Маршалу Вильяру и принцу Евгению, этим двум противникам, было поручено устроить в Раштадте дела своих государей. Первым словом принца Евгения был комплимент маршалу Вильяру, которого он назвал своим знаменитым врагом.

— Милостивый государь! — ответил Вильяр. — Мы вовсе не враги, ваши враги — в Вене, а мои — в Версале!

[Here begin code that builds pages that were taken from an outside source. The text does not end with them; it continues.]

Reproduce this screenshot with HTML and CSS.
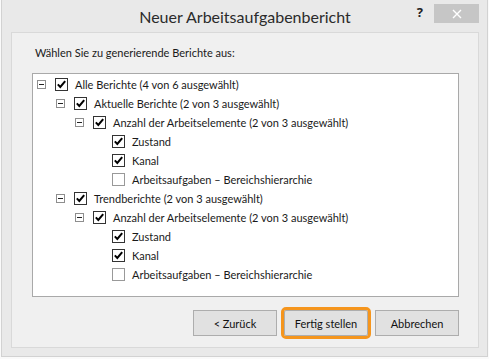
FILE: index.html
```html
<!DOCTYPE html>
<html>
<head>
<title>Neuer Arbeitsaufgabenbericht</title>
<link rel="stylesheet" href="styles.css">
</head>
<body>

<div class="window">
	<div class="titlebar">
		<div></div>
		<div class="title">Neuer Arbeitsaufgabenbericht</div>
		<div class="tools">
			<span class="help">?</span>
			<span class="close">
				<svg width="10" height="10" viewBox="0 0 10 10"><path d="M1 1 L9 9 M9 1 L1 9" stroke="#fff" stroke-width="1.4"/></svg>
			</span>
		</div>
	</div><!-- end titlebar -->

	<div class="panel">
		<div class="intro">Wählen Sie zu generierende Berichte aus:</div>

		<div class="tree">
			<div class="row lv0"><span class="exp"></span><span class="cb on"></span><span class="txt">Alle Berichte (4 von 6 ausgewählt)</span></div>
			<div class="row lv1"><span class="exp"></span><span class="cb on"></span><span class="txt">Aktuelle Berichte (2 von 3 ausgewählt)</span></div>
			<div class="row lv2"><span class="exp"></span><span class="cb on"></span><span class="txt">Anzahl der Arbeitselemente (2 von 3 ausgewählt)</span></div>
			<div class="row lv3"><span class="cb on"></span><span class="txt">Zustand</span></div>
			<div class="row lv3"><span class="cb on"></span><span class="txt">Kanal</span></div>
			<div class="row lv3"><span class="cb"></span><span class="txt">Arbeitsaufgaben – Bereichshierarchie</span></div>
			<div class="row lv1"><span class="exp"></span><span class="cb on"></span><span class="txt">Trendberichte (2 von 3 ausgewählt)</span></div>
			<div class="row lv2"><span class="exp"></span><span class="cb on"></span><span class="txt">Anzahl der Arbeitselemente (2 von 3 ausgewählt)</span></div>
			<div class="row lv3"><span class="cb on"></span><span class="txt">Zustand</span></div>
			<div class="row lv3"><span class="cb on"></span><span class="txt">Kanal</span></div>
			<div class="row lv3"><span class="cb"></span><span class="txt">Arbeitsaufgaben – Bereichshierarchie</span></div>
		</div><!-- end tree -->

		<div class="buttons">
			<button>&lt; Zurück</button>
			<button class="focus">Fertig stellen</button>
			<button>Abbrechen</button>
		</div>
	</div><!-- end panel -->
</div><!-- end window -->

</body>
</html>
```

FILE: styles.css
```css
body {
margin: 0;
background: #fafafa;
font-family: Lato, "Noto Sans", sans-serif;
font-size: 11px;
color: #1a1a1a;
}

.window {
box-sizing: border-box;
width: 487px;
height: 357px;
margin-left: 1px;
border: solid #d2d2d2 1px;
border-top: none;
background: #e9e9e9;
padding: 0 8px 8px 9px;
}

.titlebar {
display: grid;
grid-template-columns: 1fr auto 1fr;
height: 32px;
}

.title {
font-size: 16px;
color: #2b2b2b;
padding-top: 7px;
}

.tools {
display: flex;
justify-content: flex-end;
align-items: flex-start;
}

.help {
font-family: "Noto Sans", sans-serif;
font-weight: bold;
font-size: 13px;
color: #222;
margin: 3px 11px 0 0;
}

.close {
display: flex;
align-items: center;
justify-content: center;
width: 45px;
height: 19px;
margin-top: 4px;
background: #c6c6c6;
}

.panel {
box-sizing: border-box;
height: 316px;
border: solid #d9d9d9 1px;
background: #f0f0f0;
padding: 12px 19px 0 20px;
}

.intro {
padding-left: 3px;
line-height: 16px;
}

.tree {
box-sizing: border-box;
height: 224px;
margin-top: 12px;
background: #fff;
border: solid #a9a9a9 1px;
padding: 1px 0 0 4px;
}

.row {
display: flex;
align-items: center;
height: 19px;
white-space: nowrap;
}

.lv1 { padding-left: 19px; }
.lv2 { padding-left: 38px; }
.lv3 { padding-left: 75px; }

.exp {
box-sizing: border-box;
position: relative;
width: 9px;
height: 9px;
border: solid #8e8e8e 1px;
margin-right: 9px;
}

.exp::after {
content: "";
position: absolute;
left: 1px;
top: 3px;
width: 5px;
height: 1px;
background: #222;
}

.cb {
box-sizing: border-box;
width: 13px;
height: 13px;
border: solid #999 1px;
background: #fff;
margin-right: 7px;
}

.cb.on {
border-color: #333;
background: #fff url("data:image/svg+xml;utf8,<svg xmlns='http://www.w3.org/2000/svg' width='11' height='11' viewBox='0 0 11 11'><path d='M1.8 5.4 L4.3 8 L9.2 2.2' fill='none' stroke='black' stroke-width='2'/></svg>") no-repeat center;
}

.buttons {
display: flex;
justify-content: flex-end;
gap: 7px;
margin-top: 13px;
}

button {
box-sizing: border-box;
width: 84px;
height: 26px;
font-family: inherit;
font-size: 11px;
color: #111;
background: #e1e1e1;
border: solid #adadad 1px;
padding: 0;
}

button.focus {
outline: 3px solid #f5951d;
outline-offset: 0;
border-radius: 2px;
}
```
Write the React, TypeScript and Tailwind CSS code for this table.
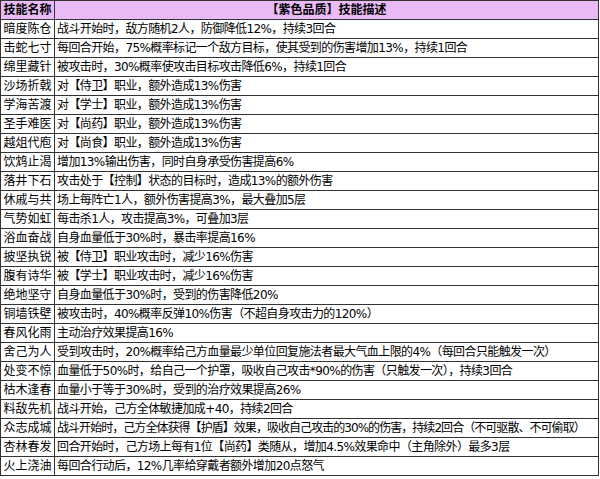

Конференции продолжались долго и имели бурный характер. До сих пор показывают на дверях одного из кабинетов следы чернил, вылившихся из чернильницы, которую маршал Вильяр разбил, выйдя из терпения. Следствием переговоров было то, что Луи XIV удержал за собой Страсбург и Ландау, которые прежде уступил, Гюнниген, который сам предлагал срыть, и верховную власть над Эльзасом, который уже два раза чуть было не ускользнул из его рук. Курфюрсты Баварский и Кельнский утвердились в своих владениях; император получил королевства Неаполитанское и Сардинское, а также герцогство Миланское.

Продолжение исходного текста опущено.